Friday, October 24, 2014

How to: Work into your Turning Chain - The easy way!






  I taught myself to crochet with nothing but a few books. None of those books ever had a tip on how to work into your turning chain, also known as the last stitch in the row. Because it was a source of frustration for me, I shied away from projects worked in rows, and preferred to work in the round.




  Finding this elusive stitch is often difficult for many crocheters. I've heard stories from people who have crocheted for decades and still "hate working into the turning chain". How often have you heard or read that? It's been very difficult for me, because my tension is usually very tight. I've improved my skills over the years, loosened my tension a little, and decided to teach those who need to know the easiest way to find your turning chain.




  Get ready to make your crochet projects easier: Have no more fear of working into the turning chain!



This works with any of the basic stitches, but I'll be working in single crochet.



The first key to an effortless turning chain is to make sure you are turning your work in the correct direction. Whether you're left-handed or right-handed doesn't matter.

With your work flat, the opposite end from where you are working will be flipped over the end with the hook. Never flip it under, and you'll never have a problem. This keeps the working yarn behind the hook:





If you turn the wrong direction, you will see the working yarn in front of your work:





The next important key to finding the turning chain again is the loop left on the hook from the last stitch in the row, before you turn. It's easy to pull this loop too tight when chaining and turning.

If this loop sits flat against your work once you turn, it's too tight:





Sometimes I pull my loop so tight, it's almost non-existent when I turn. If you have this problem, go ahead and pull up a bit of slack in this loop before you continue with the turning chain.

I like to make this loop large enough to leave a space equal to the thickness of the hook between the work and the hook:





The problem with the turning chain is that when you turn, it takes some slack out of the stitch.

Once you've chained to turn with this larger loop, you will see it's a tiny bit taller than the other stitches, but that's okay!





That was my first turning chain. Turn, and continue working.

Now, you've reached the end of the row. Where's that last stitch?
The horizontal loop you see next is actually the bottom loop of the turning chain:





Go ahead and turn you work, but do it in the wrong direction, with the working yarn in front.

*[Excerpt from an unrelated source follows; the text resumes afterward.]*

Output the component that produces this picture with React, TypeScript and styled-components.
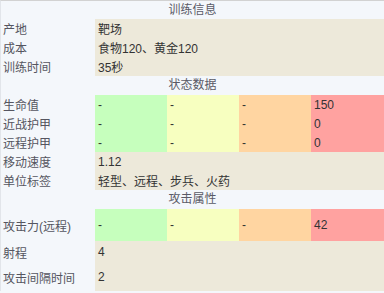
import React from "react";
import styled, { createGlobalStyle } from "styled-components";

const Global = createGlobalStyle`
  html, body { margin: 0; padding: 0; background: #f4f7fb; }
  body { font-family: "Liberation Sans", Arial, "Noto Sans CJK SC", sans-serif; font-size: 12px; }
`;

const Table = styled.div`
  width: 384px;
  box-sizing: border-box;
  border-top: 1px solid #d2d2d2;
  border-left: 1px solid #e2e5ea;
  background: #f4f7fb;
  display: flex;
  flex-direction: column;
`;

const Header = styled.div<{ $h?: number }>`
  height: ${(p) => p.$h ?? 19}px;
  line-height: ${(p) => p.$h ?? 19}px;
  text-align: center;
  color: #5a5a66;
`;

const Row = styled.div<{ $h?: number }>`
  display: grid;
  grid-template-columns: 94px 72px 72px 72px 73px;
  height: ${(p) => p.$h ?? 19}px;
`;

const Label = styled.div`
  padding-left: 2px;
  color: #555560;
  display: flex;
  align-items: center;
  white-space: nowrap;
`;

const Value = styled.div<{ $bg?: string; $span?: number }>`
  grid-column: span ${(p) => p.$span ?? 1};
  background: ${(p) => p.$bg ?? "#ede9da"};
  color: #333;
  padding-left: 3px;
  display: flex;
  align-items: center;
  white-space: nowrap;
`;

const COLORS = ["#c6ffbd", "#f7ffc0", "#ffd5a1", "#ffa2a0"];

type Simple = { label: string; value: string; h?: number };

const SimpleRow = ({ label, value, h }: Simple) => (
  <Row $h={h}>
    <Label>{label}</Label>
    <Value $span={4}>{value}</Value>
  </Row>
);

const TierRow = ({ label, values, h }: { label: string; values: string[]; h?: number }) => (
  <Row $h={h}>
    <Label>{label}</Label>
    {values.map((v, i) => (
      <Value key={i} $bg={COLORS[i]}>
        {v}
      </Value>
    ))}
  </Row>
);

export default function App() {
  return (
    <>
      <Global />
      <Table>
        <Header $h={18}>训练信息</Header>
        <SimpleRow label="产地" value="靶场" />
        <SimpleRow label="成本" value="食物120、黄金120" />
        <SimpleRow label="训练时间" value="35秒" />
        <Header>状态数据</Header>
        <TierRow label="生命值" values={["-", "-", "-", "150"]} />
        <TierRow label="近战护甲" values={["-", "-", "-", "0"]} />
        <TierRow label="远程护甲" values={["-", "-", "-", "0"]} />
        <SimpleRow label="移动速度" value="1.12" />
        <SimpleRow label="单位标签" value="轻型、远程、步兵、火药" />
        <Header>攻击属性</Header>
        <TierRow label="攻击力(远程)" values={["-", "-", "-", "42"]} h={32} />
        <SimpleRow label="射程" value="4" h={22} />
        <SimpleRow label="攻击间隔时间" value="2" h={28} />
      </Table>
    </>
  );
}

Now look: What's after your last stitch?





Sometimes, if your tension is still too tight, you might only be able to see part of the stitch, and you'll need to pull up the other loop with your hook.

Insert your hook under both loops:





Turn the work back around to complete your stitch:





For the previous example, I was working into my first row of stitches. This means the stitch I just showed you was the skipped chain from the starting chain (the one that makes the first stitch). This one is always the most difficult for me.


Let's work another row, just to work into that first turning chain I showed you. At the end of the row, we have the same problem again.

Where's that last stitch?





Again, remember that for now, you're going to turn in the wrong direction, so the working yarn is in front of your work.

Once you turn, you'll see the turning chain:






Insert your hook under both loops of the stitch:






Then turn your work back around again to finish the stitch:





Congratulations: No more fighting with the last stitch in the row. Remember to keep your turning chain loose to make it easier!